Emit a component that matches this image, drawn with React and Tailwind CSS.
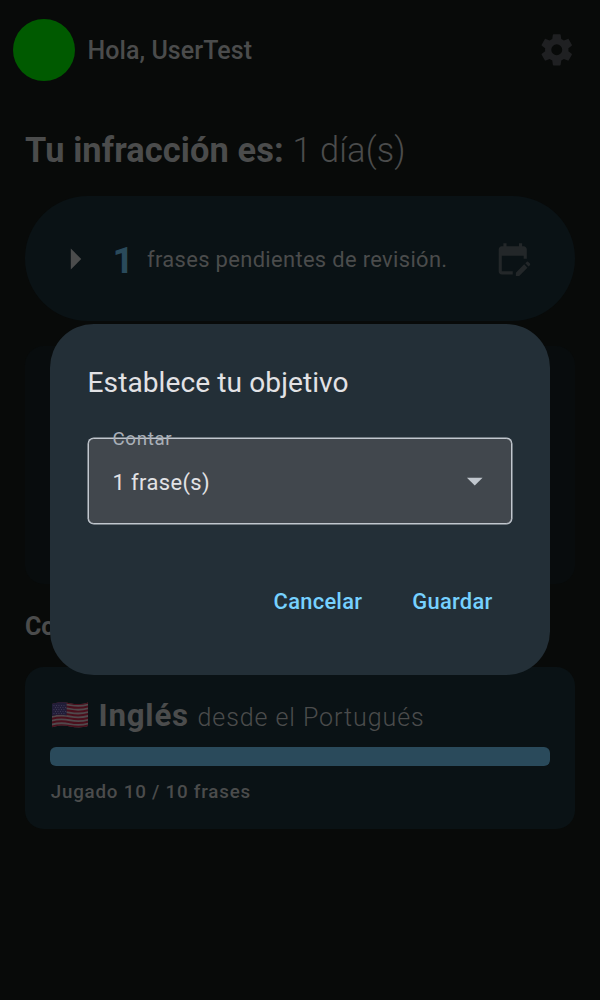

____

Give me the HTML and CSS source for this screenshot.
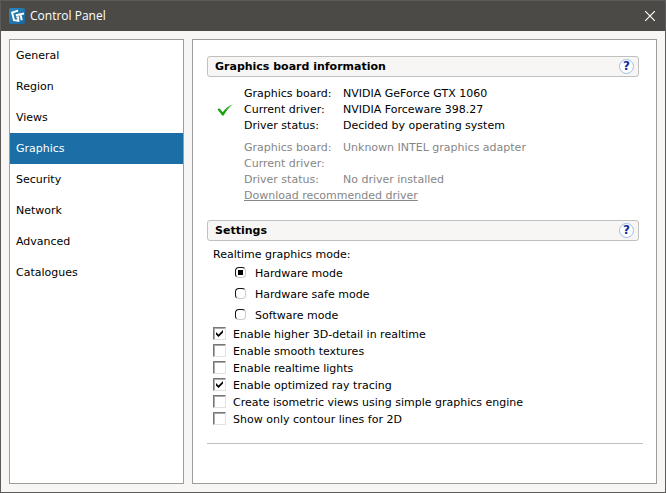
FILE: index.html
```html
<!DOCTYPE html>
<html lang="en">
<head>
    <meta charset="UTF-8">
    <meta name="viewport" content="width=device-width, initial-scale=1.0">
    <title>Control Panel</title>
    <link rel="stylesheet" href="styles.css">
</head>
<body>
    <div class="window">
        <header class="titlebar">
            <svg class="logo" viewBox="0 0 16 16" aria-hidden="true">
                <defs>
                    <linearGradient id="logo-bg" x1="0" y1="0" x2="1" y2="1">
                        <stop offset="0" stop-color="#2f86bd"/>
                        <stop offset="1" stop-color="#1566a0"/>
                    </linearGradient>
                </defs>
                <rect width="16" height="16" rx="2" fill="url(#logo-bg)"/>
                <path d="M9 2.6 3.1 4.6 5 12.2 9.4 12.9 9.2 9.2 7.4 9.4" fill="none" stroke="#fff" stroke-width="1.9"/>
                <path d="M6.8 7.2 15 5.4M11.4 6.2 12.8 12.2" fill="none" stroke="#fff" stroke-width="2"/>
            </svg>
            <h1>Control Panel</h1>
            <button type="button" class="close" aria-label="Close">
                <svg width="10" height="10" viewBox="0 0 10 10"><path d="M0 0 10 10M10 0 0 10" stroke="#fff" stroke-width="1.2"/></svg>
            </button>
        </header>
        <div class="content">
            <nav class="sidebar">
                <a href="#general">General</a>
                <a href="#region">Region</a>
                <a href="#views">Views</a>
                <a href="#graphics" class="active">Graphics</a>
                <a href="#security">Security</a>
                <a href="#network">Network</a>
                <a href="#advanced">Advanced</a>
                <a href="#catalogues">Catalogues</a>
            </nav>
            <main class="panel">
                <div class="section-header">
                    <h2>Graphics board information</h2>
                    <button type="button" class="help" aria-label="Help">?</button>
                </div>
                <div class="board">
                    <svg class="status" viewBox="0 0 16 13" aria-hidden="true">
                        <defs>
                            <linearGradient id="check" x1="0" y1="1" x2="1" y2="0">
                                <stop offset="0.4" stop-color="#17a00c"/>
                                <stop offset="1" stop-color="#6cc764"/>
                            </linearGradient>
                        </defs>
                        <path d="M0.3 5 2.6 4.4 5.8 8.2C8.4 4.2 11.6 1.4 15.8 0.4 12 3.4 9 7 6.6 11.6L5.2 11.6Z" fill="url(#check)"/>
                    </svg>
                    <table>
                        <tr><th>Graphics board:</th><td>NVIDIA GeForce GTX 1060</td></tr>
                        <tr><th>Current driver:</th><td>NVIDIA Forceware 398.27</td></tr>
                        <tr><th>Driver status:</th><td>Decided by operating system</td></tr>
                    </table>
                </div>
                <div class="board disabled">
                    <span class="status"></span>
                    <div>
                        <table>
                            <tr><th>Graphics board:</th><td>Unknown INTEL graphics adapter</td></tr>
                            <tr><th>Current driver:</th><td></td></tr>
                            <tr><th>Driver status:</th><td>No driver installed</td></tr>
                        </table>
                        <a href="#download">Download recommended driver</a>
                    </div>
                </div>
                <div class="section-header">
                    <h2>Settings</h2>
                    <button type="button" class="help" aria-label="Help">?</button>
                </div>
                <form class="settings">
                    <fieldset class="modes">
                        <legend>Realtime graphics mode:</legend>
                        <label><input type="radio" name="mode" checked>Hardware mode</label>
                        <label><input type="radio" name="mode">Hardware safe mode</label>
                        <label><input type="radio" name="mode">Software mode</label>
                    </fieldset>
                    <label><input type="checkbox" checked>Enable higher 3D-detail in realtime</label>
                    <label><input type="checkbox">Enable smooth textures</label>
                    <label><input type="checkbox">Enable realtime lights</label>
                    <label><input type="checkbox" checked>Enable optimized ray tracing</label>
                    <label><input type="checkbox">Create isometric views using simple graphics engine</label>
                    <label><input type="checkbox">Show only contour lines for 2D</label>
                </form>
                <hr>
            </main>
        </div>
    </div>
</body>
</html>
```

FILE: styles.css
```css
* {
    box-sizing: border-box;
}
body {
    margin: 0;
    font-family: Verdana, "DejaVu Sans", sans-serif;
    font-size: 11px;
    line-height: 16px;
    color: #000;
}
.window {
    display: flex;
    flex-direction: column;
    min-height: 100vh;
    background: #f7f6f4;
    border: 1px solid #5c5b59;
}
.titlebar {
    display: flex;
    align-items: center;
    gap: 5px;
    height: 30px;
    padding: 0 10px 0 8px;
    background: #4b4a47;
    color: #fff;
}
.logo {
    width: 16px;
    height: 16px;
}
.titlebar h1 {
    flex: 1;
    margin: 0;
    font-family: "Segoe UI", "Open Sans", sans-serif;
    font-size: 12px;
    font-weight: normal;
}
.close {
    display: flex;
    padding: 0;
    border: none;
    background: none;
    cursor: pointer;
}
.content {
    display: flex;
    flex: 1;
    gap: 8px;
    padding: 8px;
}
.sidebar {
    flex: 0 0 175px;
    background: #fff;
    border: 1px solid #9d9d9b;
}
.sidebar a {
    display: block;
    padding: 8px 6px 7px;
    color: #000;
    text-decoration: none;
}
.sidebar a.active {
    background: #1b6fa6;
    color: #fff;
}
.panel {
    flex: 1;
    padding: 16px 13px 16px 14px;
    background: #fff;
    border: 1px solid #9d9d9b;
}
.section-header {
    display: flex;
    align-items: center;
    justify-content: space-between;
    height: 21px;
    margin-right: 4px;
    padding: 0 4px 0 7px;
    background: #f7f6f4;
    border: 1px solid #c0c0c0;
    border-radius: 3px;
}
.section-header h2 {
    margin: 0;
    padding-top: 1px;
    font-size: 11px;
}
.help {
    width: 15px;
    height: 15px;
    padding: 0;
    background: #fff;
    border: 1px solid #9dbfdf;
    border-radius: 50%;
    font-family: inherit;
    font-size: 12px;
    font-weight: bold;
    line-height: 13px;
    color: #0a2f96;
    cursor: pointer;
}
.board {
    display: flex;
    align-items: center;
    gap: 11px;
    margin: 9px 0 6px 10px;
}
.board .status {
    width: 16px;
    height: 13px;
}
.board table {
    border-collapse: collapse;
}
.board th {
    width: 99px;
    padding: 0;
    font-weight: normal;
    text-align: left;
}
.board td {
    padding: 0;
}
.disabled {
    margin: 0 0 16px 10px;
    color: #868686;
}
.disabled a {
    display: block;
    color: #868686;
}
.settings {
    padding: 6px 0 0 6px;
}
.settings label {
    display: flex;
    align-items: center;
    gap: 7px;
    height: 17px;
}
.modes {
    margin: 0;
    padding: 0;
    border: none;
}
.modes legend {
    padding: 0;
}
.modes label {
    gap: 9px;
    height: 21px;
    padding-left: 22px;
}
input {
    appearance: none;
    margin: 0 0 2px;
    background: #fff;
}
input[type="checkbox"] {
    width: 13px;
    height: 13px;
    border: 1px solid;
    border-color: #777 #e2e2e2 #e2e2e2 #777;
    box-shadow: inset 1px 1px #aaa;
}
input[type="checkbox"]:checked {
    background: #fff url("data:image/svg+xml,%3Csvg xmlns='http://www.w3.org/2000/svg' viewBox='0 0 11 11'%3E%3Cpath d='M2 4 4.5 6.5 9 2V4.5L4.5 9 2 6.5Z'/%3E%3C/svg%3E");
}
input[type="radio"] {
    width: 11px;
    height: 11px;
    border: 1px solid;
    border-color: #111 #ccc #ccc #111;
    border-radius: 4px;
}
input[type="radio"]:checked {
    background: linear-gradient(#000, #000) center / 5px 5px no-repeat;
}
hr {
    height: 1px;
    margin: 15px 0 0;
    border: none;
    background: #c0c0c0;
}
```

____

From the data above, pick out each line containing "this" and copy it.

Answer to the problem →
Emit a component that matches this image, drawn with React and Tailwind CSS.
Give me the HTML and CSS source for this screenshot.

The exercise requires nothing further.